**DO THIS:** Retype all of the listing exactly, passing over any picture you find.

**SOURCE EXCERPT:**
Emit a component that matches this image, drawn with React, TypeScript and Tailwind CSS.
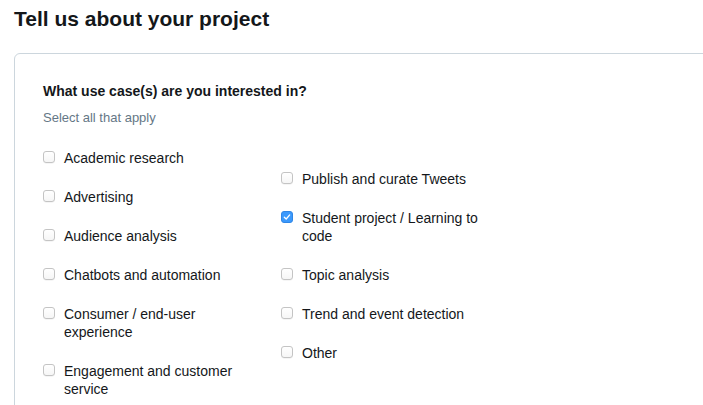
import React from "react";

type Item = { label: string; checked?: boolean };

const col1: Item[] = [
  { label: "Academic research" },
  { label: "Advertising" },
  { label: "Audience analysis" },
  { label: "Chatbots and automation" },
  { label: "Consumer / end-user experience" },
  { label: "Engagement and customer service" },
];

const col2: Item[] = [
  { label: "Publish and curate Tweets" },
  { label: "Student project / Learning to code", checked: true },
  { label: "Topic analysis" },
  { label: "Trend and event detection" },
  { label: "Other" },
];

function Box({ checked }: { checked?: boolean }) {
  if (checked) {
    return (
      <span className="mt-[2px] flex h-[12px] w-[12px] shrink-0 items-center justify-center rounded-[3px] border border-[#2f86e6] bg-[#3b99fc]">
        <svg width="8" height="8" viewBox="0 0 8 8" fill="none">
          <path d="M1.3 4.2 L3.2 6 L6.7 1.9" stroke="#ffffff" strokeWidth="1.3" strokeLinecap="round" strokeLinejoin="round" />
        </svg>
      </span>
    );
  }
  return (
    <span className="mt-[2px] block h-[12px] w-[12px] shrink-0 rounded-[3px] border border-[#c4c4c4] bg-gradient-to-b from-white to-[#f6f6f6] shadow-[0_0.5px_0.5px_rgba(0,0,0,0.08)]" />
  );
}

function Row({ item }: { item: Item }) {
  return (
    <div className="flex items-start gap-[9px]">
      <Box checked={item.checked} />
      <span className="w-[195px] text-[14px] leading-[18px] text-[#14171a]">{item.label}</span>
    </div>
  );
}

export default function App() {
  return (
    <div className="h-[405px] w-[703px] overflow-hidden bg-white font-['Liberation_Sans',Arial,Helvetica,sans-serif] text-[#14171a]">
      <h1 className="ml-[14px] mt-[6px] text-[21px] font-bold leading-[25px] text-[#14171a]">
        Tell us about your project
      </h1>
      <div className="ml-[14px] mt-[22px] h-[420px] w-[760px] rounded-[6px] border border-[#ccd6dd] pl-[28px] pt-[28px]">
        <p className="text-[14px] font-bold leading-[18px]">What use case(s) are you interested in?</p>
        <p className="mt-[9px] text-[13px] leading-[18px] text-[#657786]">Select all that apply</p>
        <div className="mt-[22px] flex">
          <div className="flex w-[238px] flex-col gap-[21px]">
            {col1.map((it) => (
              <Row key={it.label} item={it} />
            ))}
          </div>
          <div className="flex flex-col gap-[21px] pt-[21px]">
            {col2.map((it) => (
              <Row key={it.label} item={it} />
            ))}
          </div>
        </div>
      </div>
    </div>
  );
}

**CORRECT OUTPUT:**
Emit a component that matches this image, drawn with React, TypeScript and Tailwind CSS.
import React from "react";

type Item = { label: string; checked?: boolean };

const col1: Item[] = [
  { label: "Academic research" },
  { label: "Advertising" },
  { label: "Audience analysis" },
  { label: "Chatbots and automation" },
  { label: "Consumer / end-user experience" },
  { label: "Engagement and customer service" },
];

const col2: Item[] = [
  { label: "Publish and curate Tweets" },
  { label: "Student project / Learning to code", checked: true },
  { label: "Topic analysis" },
  { label: "Trend and event detection" },
  { label: "Other" },
];

function Box({ checked }: { checked?: boolean }) {
  if (checked) {
    return (
      <span className="mt-[2px] flex h-[12px] w-[12px] shrink-0 items-center justify-center rounded-[3px] border border-[#2f86e6] bg-[#3b99fc]">
        <svg width="8" height="8" viewBox="0 0 8 8" fill="none">
          <path d="M1.3 4.2 L3.2 6 L6.7 1.9" stroke="#ffffff" strokeWidth="1.3" strokeLinecap="round" strokeLinejoin="round" />
        </svg>
      </span>
    );
  }
  return (
    <span className="mt-[2px] block h-[12px] w-[12px] shrink-0 rounded-[3px] border border-[#c4c4c4] bg-gradient-to-b from-white to-[#f6f6f6] shadow-[0_0.5px_0.5px_rgba(0,0,0,0.08)]" />
  );
}

function Row({ item }: { item: Item }) {
  return (
    <div className="flex items-start gap-[9px]">
      <Box checked={item.checked} />
      <span className="w-[195px] text-[14px] leading-[18px] text-[#14171a]">{item.label}</span>
    </div>
  );
}

export default function App() {
  return (
    <div className="h-[405px] w-[703px] overflow-hidden bg-white font-['Liberation_Sans',Arial,Helvetica,sans-serif] text-[#14171a]">
      <h1 className="ml-[14px] mt-[6px] text-[21px] font-bold leading-[25px] text-[#14171a]">
        Tell us about your project
      </h1>
      <div className="ml-[14px] mt-[22px] h-[420px] w-[760px] rounded-[6px] border border-[#ccd6dd] pl-[28px] pt-[28px]">
        <p className="text-[14px] font-bold leading-[18px]">What use case(s) are you interested in?</p>
        <p className="mt-[9px] text-[13px] leading-[18px] text-[#657786]">Select all that apply</p>
        <div className="mt-[22px] flex">
          <div className="flex w-[238px] flex-col gap-[21px]">
            {col1.map((it) => (
              <Row key={it.label} item={it} />
            ))}
          </div>
          <div className="flex flex-col gap-[21px] pt-[21px]">
            {col2.map((it) => (
              <Row key={it.label} item={it} />
            ))}
          </div>
        </div>
      </div>
    </div>
  );
}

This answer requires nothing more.